**Aim of the exercise**
Pull out from the material below all lines with "React".
***** Recorded information *****
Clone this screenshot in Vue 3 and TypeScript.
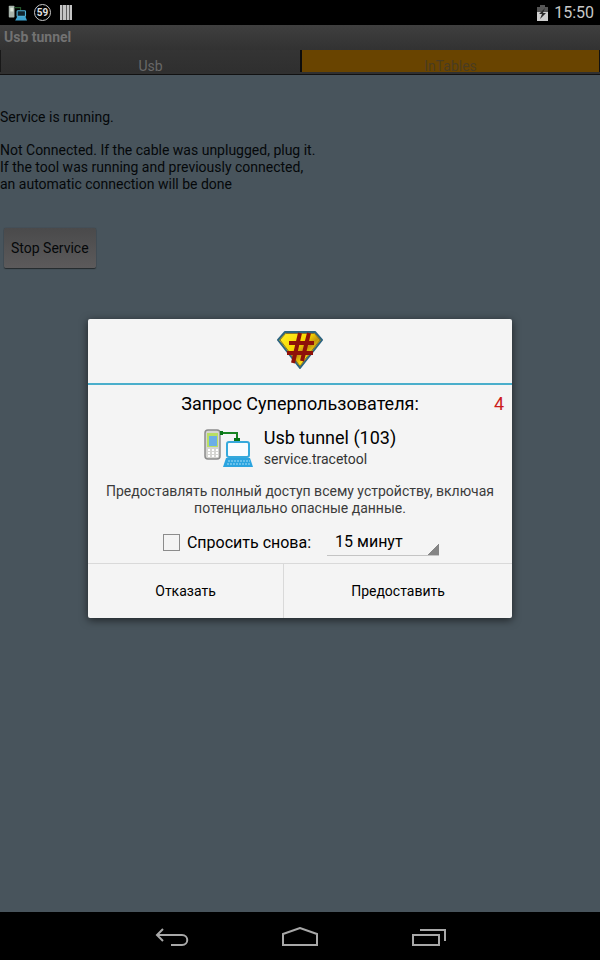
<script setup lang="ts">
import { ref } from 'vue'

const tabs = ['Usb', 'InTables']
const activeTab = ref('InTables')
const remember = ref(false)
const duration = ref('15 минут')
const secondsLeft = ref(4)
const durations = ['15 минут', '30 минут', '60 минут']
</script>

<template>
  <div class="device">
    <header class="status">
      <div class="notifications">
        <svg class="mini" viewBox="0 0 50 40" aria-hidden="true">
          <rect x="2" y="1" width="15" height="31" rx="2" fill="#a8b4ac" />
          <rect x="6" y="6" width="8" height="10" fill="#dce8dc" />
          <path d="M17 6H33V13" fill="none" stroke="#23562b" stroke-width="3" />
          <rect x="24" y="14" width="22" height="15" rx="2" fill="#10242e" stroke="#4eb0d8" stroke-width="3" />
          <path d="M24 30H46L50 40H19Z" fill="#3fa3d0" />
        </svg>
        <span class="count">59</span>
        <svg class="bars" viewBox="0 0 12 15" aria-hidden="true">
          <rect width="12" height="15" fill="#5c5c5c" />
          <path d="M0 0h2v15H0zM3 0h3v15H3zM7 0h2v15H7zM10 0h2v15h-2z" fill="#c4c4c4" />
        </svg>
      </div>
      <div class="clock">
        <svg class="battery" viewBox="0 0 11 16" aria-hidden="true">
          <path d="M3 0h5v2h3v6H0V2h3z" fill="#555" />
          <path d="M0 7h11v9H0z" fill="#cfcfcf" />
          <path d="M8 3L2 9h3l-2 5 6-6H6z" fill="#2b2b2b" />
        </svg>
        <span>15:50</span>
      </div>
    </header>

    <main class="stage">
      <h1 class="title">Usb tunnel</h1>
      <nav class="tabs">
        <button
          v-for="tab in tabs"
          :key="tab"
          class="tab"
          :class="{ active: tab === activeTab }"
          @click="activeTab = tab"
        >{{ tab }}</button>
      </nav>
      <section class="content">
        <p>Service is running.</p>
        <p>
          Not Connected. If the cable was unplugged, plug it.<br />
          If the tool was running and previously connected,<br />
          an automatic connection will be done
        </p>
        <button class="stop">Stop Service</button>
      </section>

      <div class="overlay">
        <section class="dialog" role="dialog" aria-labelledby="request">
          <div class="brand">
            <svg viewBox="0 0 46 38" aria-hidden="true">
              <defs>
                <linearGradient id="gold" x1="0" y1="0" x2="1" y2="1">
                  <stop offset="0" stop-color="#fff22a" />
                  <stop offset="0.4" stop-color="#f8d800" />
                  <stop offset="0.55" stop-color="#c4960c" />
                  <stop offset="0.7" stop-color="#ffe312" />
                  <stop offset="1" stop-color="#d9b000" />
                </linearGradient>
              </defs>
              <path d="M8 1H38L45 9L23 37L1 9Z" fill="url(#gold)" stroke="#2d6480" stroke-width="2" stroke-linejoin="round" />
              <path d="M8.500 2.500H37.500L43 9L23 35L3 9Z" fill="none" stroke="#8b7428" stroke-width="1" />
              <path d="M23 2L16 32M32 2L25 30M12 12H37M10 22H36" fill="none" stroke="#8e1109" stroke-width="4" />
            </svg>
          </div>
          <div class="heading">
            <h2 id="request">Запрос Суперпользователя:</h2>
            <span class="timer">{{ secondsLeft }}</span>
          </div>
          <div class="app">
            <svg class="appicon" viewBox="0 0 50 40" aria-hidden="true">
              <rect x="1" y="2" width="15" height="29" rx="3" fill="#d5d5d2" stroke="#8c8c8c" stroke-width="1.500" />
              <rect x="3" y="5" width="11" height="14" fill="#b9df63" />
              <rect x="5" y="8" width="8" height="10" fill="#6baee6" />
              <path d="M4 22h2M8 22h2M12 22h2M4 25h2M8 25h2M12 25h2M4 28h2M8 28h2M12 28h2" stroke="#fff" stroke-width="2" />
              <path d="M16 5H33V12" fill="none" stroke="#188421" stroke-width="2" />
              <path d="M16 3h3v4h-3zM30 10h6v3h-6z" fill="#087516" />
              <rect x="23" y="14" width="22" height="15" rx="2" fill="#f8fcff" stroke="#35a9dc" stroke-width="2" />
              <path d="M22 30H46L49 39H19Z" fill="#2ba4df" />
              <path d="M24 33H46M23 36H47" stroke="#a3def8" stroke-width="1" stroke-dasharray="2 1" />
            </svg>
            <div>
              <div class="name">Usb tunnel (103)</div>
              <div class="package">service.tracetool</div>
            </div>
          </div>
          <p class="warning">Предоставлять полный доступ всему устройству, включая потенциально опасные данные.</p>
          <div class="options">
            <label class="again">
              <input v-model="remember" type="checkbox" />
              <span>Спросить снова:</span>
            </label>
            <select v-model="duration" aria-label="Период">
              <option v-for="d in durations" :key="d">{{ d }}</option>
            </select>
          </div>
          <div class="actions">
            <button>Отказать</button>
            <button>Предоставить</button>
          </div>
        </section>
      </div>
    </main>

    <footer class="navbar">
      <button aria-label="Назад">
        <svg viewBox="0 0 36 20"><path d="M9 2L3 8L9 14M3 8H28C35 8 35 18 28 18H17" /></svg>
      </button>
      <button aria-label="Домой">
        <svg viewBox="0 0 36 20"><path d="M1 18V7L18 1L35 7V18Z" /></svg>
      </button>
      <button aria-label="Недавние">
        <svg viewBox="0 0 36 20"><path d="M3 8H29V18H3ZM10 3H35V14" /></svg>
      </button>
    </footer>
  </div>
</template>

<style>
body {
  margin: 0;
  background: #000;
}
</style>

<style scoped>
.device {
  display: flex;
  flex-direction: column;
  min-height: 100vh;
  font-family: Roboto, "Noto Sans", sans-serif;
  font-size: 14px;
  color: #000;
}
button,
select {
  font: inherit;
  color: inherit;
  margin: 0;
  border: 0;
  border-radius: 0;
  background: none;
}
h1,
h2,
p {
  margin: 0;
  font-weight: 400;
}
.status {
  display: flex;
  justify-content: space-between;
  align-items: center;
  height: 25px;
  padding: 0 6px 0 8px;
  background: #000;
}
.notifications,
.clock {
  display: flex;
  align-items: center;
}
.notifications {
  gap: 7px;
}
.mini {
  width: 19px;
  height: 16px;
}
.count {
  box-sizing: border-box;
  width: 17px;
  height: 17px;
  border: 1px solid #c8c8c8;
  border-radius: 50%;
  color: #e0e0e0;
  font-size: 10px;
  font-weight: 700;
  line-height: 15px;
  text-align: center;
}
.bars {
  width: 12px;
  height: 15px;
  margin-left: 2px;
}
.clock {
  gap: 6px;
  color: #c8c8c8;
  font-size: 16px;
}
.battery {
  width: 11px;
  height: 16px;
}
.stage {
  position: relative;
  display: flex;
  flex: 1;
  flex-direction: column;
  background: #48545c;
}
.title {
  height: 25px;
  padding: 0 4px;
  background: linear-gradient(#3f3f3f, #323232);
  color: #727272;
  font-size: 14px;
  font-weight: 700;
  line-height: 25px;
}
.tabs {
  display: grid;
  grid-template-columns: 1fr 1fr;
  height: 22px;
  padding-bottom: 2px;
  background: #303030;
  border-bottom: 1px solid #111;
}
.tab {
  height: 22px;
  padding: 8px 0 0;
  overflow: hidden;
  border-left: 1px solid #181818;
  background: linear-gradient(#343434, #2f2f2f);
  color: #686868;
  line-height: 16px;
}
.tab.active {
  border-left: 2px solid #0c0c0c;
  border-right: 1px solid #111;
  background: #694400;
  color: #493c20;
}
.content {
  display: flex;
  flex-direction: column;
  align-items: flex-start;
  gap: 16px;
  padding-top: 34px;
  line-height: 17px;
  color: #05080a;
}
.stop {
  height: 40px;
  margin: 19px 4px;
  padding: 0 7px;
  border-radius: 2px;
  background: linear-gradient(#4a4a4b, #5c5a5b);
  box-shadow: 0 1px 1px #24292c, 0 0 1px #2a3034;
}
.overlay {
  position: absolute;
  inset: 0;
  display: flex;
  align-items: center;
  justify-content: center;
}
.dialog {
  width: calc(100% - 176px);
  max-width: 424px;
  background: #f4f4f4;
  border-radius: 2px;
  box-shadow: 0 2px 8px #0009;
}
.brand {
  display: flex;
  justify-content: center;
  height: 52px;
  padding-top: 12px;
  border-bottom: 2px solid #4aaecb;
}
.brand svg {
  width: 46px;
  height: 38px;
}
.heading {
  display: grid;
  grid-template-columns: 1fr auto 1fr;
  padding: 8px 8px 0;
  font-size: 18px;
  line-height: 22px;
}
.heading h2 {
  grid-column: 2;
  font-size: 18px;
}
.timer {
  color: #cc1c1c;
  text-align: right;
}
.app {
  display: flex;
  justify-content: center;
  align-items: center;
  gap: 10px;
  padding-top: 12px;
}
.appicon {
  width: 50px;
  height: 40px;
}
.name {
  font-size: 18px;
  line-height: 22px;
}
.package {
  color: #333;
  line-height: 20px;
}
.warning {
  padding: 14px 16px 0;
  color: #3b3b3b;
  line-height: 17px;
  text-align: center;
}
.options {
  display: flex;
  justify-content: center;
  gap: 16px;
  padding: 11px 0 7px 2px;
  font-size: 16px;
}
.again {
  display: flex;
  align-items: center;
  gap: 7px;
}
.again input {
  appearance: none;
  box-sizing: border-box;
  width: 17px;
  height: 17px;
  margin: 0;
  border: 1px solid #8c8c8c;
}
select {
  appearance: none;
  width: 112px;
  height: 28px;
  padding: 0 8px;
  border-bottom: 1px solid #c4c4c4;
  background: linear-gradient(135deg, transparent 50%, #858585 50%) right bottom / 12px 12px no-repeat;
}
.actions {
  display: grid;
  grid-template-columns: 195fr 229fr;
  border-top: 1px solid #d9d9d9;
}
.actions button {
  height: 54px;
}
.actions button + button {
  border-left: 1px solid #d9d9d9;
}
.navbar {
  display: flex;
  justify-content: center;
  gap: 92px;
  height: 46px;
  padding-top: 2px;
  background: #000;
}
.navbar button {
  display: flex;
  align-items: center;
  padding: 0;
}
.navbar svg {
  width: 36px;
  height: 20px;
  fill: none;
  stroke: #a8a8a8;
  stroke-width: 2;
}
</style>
*****
***** Recorded information *****
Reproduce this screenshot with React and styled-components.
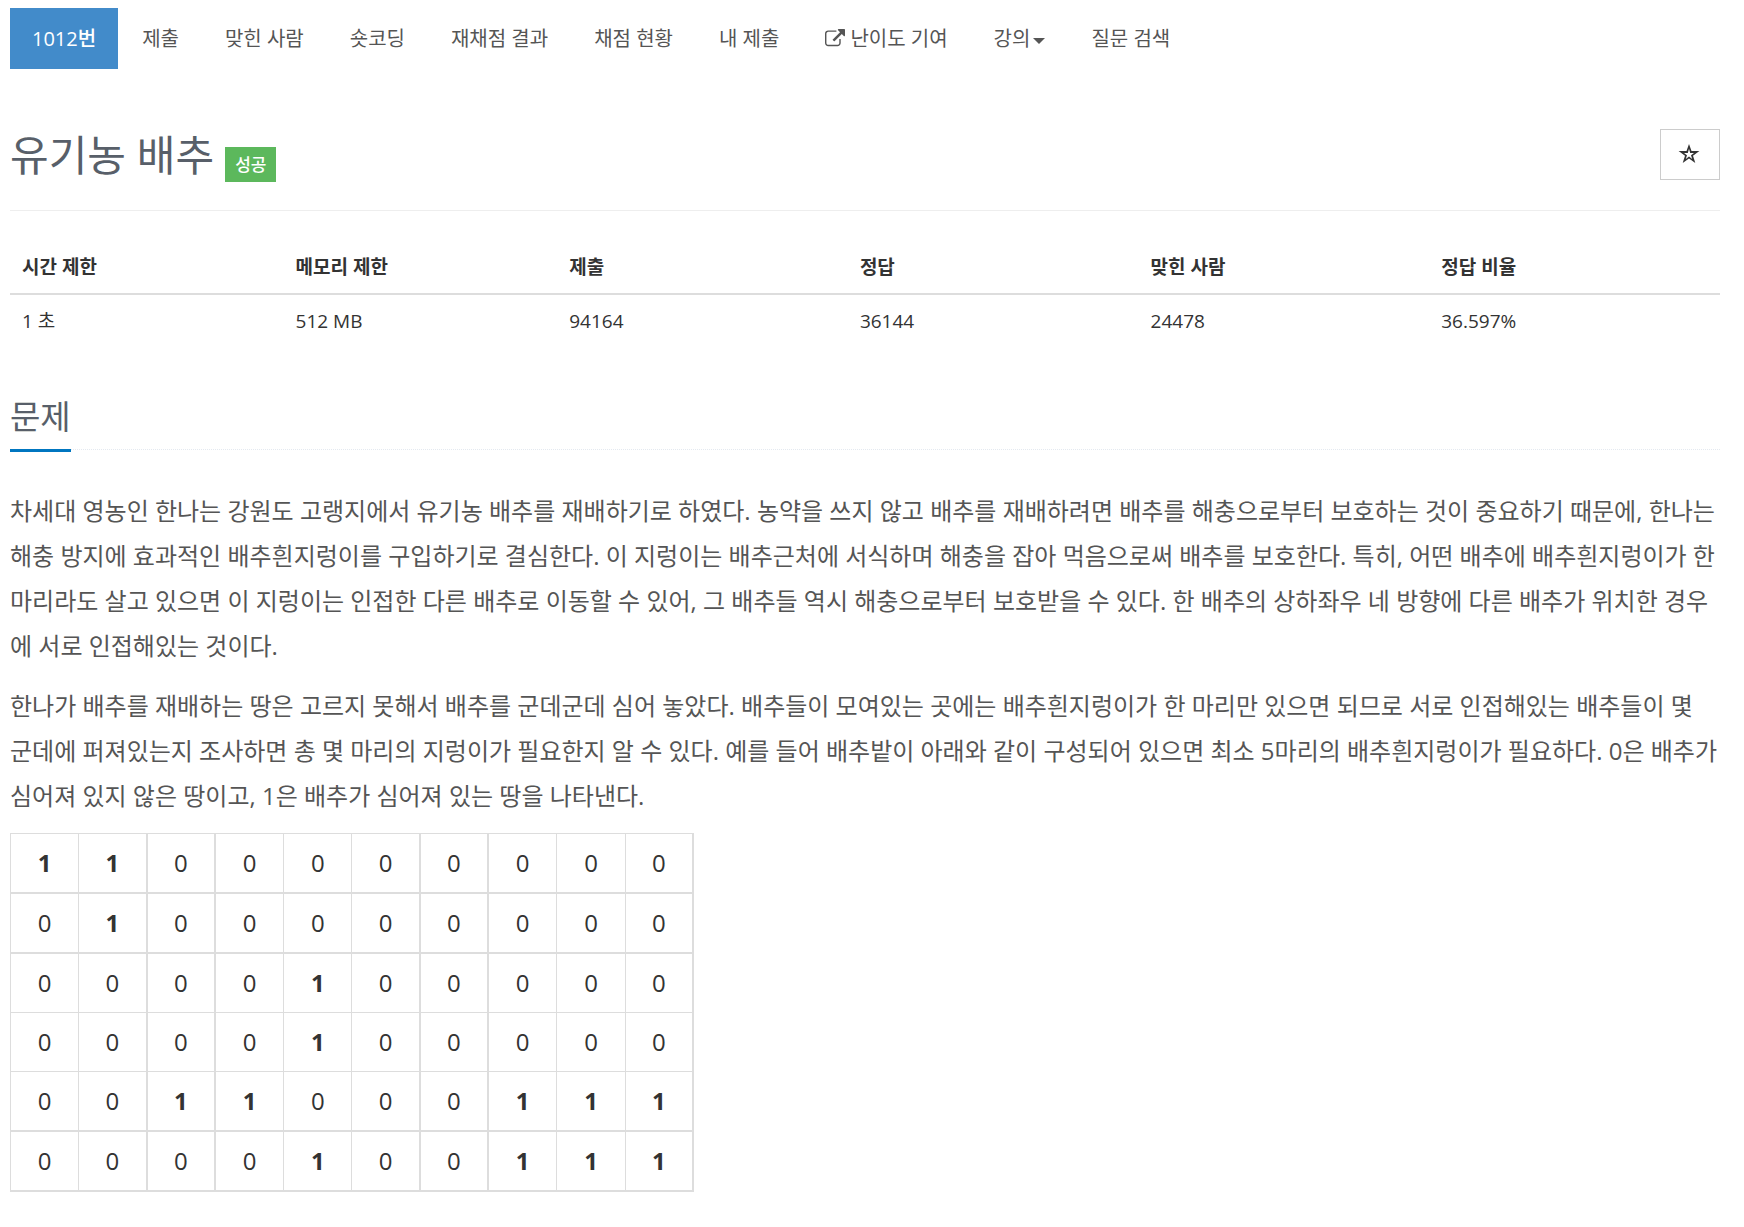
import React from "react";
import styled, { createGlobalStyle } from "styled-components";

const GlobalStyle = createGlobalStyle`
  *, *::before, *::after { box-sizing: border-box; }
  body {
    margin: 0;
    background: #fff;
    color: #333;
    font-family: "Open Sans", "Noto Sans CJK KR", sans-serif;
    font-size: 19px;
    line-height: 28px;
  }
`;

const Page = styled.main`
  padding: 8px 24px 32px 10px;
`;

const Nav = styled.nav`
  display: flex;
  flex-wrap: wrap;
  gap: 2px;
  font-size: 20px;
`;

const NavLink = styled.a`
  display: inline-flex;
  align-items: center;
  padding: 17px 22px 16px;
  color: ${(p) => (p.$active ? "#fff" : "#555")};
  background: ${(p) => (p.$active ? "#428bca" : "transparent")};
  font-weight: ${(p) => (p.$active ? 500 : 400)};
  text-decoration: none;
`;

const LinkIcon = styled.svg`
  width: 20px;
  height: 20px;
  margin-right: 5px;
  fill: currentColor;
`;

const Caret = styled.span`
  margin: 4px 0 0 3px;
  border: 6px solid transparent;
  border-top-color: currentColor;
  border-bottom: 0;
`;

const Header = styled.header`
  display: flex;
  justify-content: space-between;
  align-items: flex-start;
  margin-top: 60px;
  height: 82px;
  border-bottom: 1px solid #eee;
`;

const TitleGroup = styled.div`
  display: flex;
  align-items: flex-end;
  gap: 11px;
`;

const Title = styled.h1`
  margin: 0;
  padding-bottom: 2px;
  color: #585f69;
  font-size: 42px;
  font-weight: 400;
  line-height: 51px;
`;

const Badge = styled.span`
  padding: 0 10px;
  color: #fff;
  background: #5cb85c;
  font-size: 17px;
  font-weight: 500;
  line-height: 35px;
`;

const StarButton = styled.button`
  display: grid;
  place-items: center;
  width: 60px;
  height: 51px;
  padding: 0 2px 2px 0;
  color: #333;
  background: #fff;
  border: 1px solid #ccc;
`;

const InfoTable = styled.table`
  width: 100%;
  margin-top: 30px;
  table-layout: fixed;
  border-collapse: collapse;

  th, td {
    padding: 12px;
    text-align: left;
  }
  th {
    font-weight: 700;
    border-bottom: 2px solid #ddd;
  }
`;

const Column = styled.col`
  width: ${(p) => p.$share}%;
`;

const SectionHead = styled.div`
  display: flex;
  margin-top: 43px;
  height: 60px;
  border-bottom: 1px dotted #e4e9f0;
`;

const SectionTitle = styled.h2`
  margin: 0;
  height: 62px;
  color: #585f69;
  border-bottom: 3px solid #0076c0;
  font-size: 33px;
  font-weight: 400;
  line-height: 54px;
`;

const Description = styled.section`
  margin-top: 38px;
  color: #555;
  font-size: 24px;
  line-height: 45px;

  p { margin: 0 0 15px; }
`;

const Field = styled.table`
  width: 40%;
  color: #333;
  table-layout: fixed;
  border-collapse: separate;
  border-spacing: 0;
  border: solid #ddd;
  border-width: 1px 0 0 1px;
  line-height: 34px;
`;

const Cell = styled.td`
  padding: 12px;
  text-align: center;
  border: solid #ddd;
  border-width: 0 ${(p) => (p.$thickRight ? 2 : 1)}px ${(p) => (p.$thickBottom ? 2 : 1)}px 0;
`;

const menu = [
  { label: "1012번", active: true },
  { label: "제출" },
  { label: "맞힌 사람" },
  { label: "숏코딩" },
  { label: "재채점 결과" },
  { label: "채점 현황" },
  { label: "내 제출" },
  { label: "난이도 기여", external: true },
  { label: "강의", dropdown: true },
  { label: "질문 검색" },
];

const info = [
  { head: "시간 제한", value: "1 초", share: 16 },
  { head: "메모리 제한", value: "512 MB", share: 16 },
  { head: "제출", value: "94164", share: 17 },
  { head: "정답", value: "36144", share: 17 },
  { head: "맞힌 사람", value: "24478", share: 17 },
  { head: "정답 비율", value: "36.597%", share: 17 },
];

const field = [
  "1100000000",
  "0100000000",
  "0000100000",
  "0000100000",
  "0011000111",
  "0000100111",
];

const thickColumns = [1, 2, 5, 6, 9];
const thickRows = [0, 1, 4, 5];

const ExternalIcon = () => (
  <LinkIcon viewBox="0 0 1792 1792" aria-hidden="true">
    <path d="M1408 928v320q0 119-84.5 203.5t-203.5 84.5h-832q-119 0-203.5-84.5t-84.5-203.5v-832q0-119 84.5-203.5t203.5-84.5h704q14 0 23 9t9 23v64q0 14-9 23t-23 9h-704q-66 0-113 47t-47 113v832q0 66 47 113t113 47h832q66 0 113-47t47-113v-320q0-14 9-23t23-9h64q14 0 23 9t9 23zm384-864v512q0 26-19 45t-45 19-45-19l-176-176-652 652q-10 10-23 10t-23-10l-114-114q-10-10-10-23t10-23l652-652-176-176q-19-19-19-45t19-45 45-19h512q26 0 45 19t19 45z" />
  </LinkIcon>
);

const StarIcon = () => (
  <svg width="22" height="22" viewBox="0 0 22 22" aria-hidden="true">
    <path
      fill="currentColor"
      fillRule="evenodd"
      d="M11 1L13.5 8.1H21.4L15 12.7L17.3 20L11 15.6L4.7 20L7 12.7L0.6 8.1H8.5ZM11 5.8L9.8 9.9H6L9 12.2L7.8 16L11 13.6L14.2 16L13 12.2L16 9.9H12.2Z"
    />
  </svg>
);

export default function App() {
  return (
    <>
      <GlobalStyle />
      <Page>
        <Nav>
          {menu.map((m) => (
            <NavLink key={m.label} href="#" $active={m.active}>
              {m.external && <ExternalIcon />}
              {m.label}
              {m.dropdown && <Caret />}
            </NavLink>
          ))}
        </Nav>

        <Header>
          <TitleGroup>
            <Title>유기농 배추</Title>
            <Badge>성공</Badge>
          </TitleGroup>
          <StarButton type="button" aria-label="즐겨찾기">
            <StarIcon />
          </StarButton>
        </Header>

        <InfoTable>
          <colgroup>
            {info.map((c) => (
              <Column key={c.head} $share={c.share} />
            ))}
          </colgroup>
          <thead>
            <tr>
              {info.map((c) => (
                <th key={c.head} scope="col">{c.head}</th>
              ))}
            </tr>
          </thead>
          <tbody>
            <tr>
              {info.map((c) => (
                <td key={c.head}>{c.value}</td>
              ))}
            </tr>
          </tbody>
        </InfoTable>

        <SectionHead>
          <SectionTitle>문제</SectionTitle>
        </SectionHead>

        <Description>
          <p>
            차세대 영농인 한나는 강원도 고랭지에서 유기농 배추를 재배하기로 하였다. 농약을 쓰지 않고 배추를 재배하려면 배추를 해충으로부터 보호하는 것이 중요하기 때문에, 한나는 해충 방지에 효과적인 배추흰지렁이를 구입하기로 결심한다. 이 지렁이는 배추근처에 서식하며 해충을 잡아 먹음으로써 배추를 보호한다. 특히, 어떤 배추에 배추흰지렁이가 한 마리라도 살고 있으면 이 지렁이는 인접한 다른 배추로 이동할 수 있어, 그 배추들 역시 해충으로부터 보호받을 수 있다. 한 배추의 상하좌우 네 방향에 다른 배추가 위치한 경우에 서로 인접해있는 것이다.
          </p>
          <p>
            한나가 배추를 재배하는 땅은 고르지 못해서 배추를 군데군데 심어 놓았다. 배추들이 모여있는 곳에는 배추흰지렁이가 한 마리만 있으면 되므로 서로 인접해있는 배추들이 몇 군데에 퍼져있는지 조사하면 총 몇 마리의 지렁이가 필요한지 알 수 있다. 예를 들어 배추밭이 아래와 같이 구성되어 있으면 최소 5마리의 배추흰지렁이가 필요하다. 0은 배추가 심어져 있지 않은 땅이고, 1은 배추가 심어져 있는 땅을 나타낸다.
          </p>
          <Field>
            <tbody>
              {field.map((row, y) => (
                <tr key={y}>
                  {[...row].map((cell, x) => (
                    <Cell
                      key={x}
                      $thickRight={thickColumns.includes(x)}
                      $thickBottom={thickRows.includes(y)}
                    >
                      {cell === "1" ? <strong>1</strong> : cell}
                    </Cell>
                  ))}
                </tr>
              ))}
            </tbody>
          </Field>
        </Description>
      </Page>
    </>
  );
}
*****
**Worked answer**
Reproduce this screenshot with React and styled-components.
import React from "react";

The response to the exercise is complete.